Task details: Transcribe the listing in full, excluding any pictures.

Material provided:
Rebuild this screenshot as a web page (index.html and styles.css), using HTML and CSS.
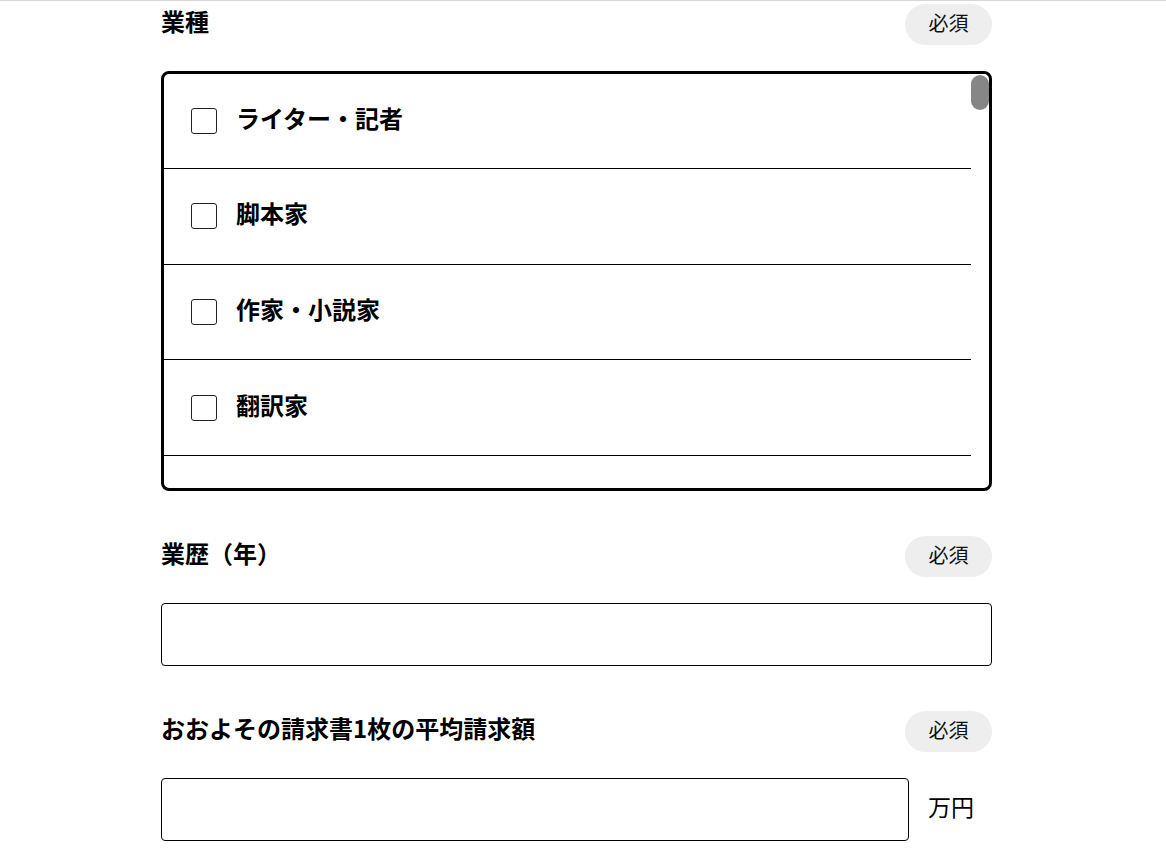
FILE: index.html
```html
<!DOCTYPE html>
<html lang="ja">
<head>
<meta charset="utf-8">
<link rel="stylesheet" href="styles.css">
</head>
<body>
<div class="topline"></div>
<main class="form">
  <section class="field">
    <div class="field-head">
      <h2 class="label">業種</h2>
      <span class="badge">必須</span>
    </div>
    <div class="checklist">
      <ul class="items">
        <li class="item"><span class="box"></span><span class="item-text">ライター・記者</span></li>
        <li class="item"><span class="box"></span><span class="item-text">脚本家</span></li>
        <li class="item"><span class="box"></span><span class="item-text">作家・小説家</span></li>
        <li class="item"><span class="box"></span><span class="item-text">翻訳家</span></li>
        <li class="item"></li>
      </ul>
      <div class="track"><div class="thumb"></div></div>
    </div>
  </section>

  <section class="field">
    <div class="field-head">
      <h2 class="label">業歴（年）</h2>
      <span class="badge">必須</span>
    </div>
    <input class="text-input" type="text">
  </section>

  <section class="field">
    <div class="field-head">
      <h2 class="label">おおよその請求書1枚の平均請求額</h2>
      <span class="badge">必須</span>
    </div>
    <div class="unit-row">
      <input class="text-input short" type="text">
      <span class="unit">万円</span>
    </div>
  </section>
</main>
</body>
</html>
```
FILE: styles.css
```css
html, body {
  margin: 0;
  padding: 0;
  background: #fff;
  color: #000;
  font-family: "Noto Sans CJK JP", "Noto Sans", sans-serif;
}
.topline {
  height: 1px;
  background: #d6d6d6;
}
.form {
  width: 831px;
  margin: 0 0 0 161px;
  padding-top: 3px;
}
.field + .field {
  margin-top: 45px;
}
.field-head {
  display: flex;
  align-items: center;
  justify-content: space-between;
  height: 41px;
  margin-bottom: 26px;
}
.label {
  margin: 0;
  padding-bottom: 8px;
  font-size: 24px;
  font-weight: 700;
  line-height: 1;
}
.badge {
  display: flex;
  align-items: center;
  justify-content: center;
  box-sizing: border-box;
  width: 87px;
  height: 41px;
  padding-bottom: 4px;
  border-radius: 21px;
  background: #eeeeee;
  font-size: 20px;
  line-height: 1;
  color: #111;
}
.checklist {
  display: flex;
  height: 414px;
  border: 3px solid #000;
  border-radius: 8px;
  overflow: hidden;
}
.items {
  flex: 1;
  list-style: none;
  margin: 0;
  padding: 0;
  overflow: hidden;
}
.item {
  display: flex;
  align-items: center;
  box-sizing: border-box;
  height: 95.67px;
  padding-left: 27px;
  border-bottom: 1px solid #000;
}
.item:first-child {
  height: 95px;
}
.box {
  width: 26px;
  height: 26px;
  box-sizing: border-box;
  border: 1px solid #222;
  border-radius: 3px;
  margin-right: 19px;
  flex: none;
}
.item-text {
  padding-bottom: 6px;
  font-size: 24px;
  font-weight: 700;
  line-height: 1;
}
.track {
  width: 18px;
  flex: none;
  padding-top: 1px;
}
.thumb {
  height: 35px;
  border-radius: 9px;
  background: #868686;
}
.text-input {
  display: block;
  box-sizing: border-box;
  width: 100%;
  height: 63px;
  margin: 0;
  border: 1px solid #000;
  border-radius: 4px;
  background: #fff;
  font-size: 20px;
  outline: none;
}
.unit-row {
  display: flex;
  align-items: center;
}
.text-input.short {
  width: 748px;
}
.unit {
  margin-left: 19px;
  padding-bottom: 6px;
  font-size: 23px;
  line-height: 1;
}
```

Response below:
Rebuild this screenshot as a web page (index.html and styles.css), using HTML and CSS.
FILE: index.html
```html
<!DOCTYPE html>
<html lang="ja">
<head>
<meta charset="utf-8">
<link rel="stylesheet" href="styles.css">
</head>
<body>
<div class="topline"></div>
<main class="form">
  <section class="field">
    <div class="field-head">
      <h2 class="label">業種</h2>
      <span class="badge">必須</span>
    </div>
    <div class="checklist">
      <ul class="items">
        <li class="item"><span class="box"></span><span class="item-text">ライター・記者</span></li>
        <li class="item"><span class="box"></span><span class="item-text">脚本家</span></li>
        <li class="item"><span class="box"></span><span class="item-text">作家・小説家</span></li>
        <li class="item"><span class="box"></span><span class="item-text">翻訳家</span></li>
        <li class="item"></li>
      </ul>
      <div class="track"><div class="thumb"></div></div>
    </div>
  </section>

  <section class="field">
    <div class="field-head">
      <h2 class="label">業歴（年）</h2>
      <span class="badge">必須</span>
    </div>
    <input class="text-input" type="text">
  </section>

  <section class="field">
    <div class="field-head">
      <h2 class="label">おおよその請求書1枚の平均請求額</h2>
      <span class="badge">必須</span>
    </div>
    <div class="unit-row">
      <input class="text-input short" type="text">
      <span class="unit">万円</span>
    </div>
  </section>
</main>
</body>
</html>
```
FILE: styles.css
```css
html, body {
  margin: 0;
  padding: 0;
  background: #fff;
  color: #000;
  font-family: "Noto Sans CJK JP", "Noto Sans", sans-serif;
}
.topline {
  height: 1px;
  background: #d6d6d6;
}
.form {
  width: 831px;
  margin: 0 0 0 161px;
  padding-top: 3px;
}
.field + .field {
  margin-top: 45px;
}
.field-head {
  display: flex;
  align-items: center;
  justify-content: space-between;
  height: 41px;
  margin-bottom: 26px;
}
.label {
  margin: 0;
  padding-bottom: 8px;
  font-size: 24px;
  font-weight: 700;
  line-height: 1;
}
.badge {
  display: flex;
  align-items: center;
  justify-content: center;
  box-sizing: border-box;
  width: 87px;
  height: 41px;
  padding-bottom: 4px;
  border-radius: 21px;
  background: #eeeeee;
  font-size: 20px;
  line-height: 1;
  color: #111;
}
.checklist {
  display: flex;
  height: 414px;
  border: 3px solid #000;
  border-radius: 8px;
  overflow: hidden;
}
.items {
  flex: 1;
  list-style: none;
  margin: 0;
  padding: 0;
  overflow: hidden;
}
.item {
  display: flex;
  align-items: center;
  box-sizing: border-box;
  height: 95.67px;
  padding-left: 27px;
  border-bottom: 1px solid #000;
}
.item:first-child {
  height: 95px;
}
.box {
  width: 26px;
  height: 26px;
  box-sizing: border-box;
  border: 1px solid #222;
  border-radius: 3px;
  margin-right: 19px;
  flex: none;
}
.item-text {
  padding-bottom: 6px;
  font-size: 24px;
  font-weight: 700;
  line-height: 1;
}
.track {
  width: 18px;
  flex: none;
  padding-top: 1px;
}
.thumb {
  height: 35px;
  border-radius: 9px;
  background: #868686;
}
.text-input {
  display: block;
  box-sizing: border-box;
  width: 100%;
  height: 63px;
  margin: 0;
  border: 1px solid #000;
  border-radius: 4px;
  background: #fff;
  font-size: 20px;
  outline: none;
}
.unit-row {
  display: flex;
  align-items: center;
}
.text-input.short {
  width: 748px;
}
.unit {
  margin-left: 19px;
  padding-bottom: 6px;
  font-size: 23px;
  line-height: 1;
}
```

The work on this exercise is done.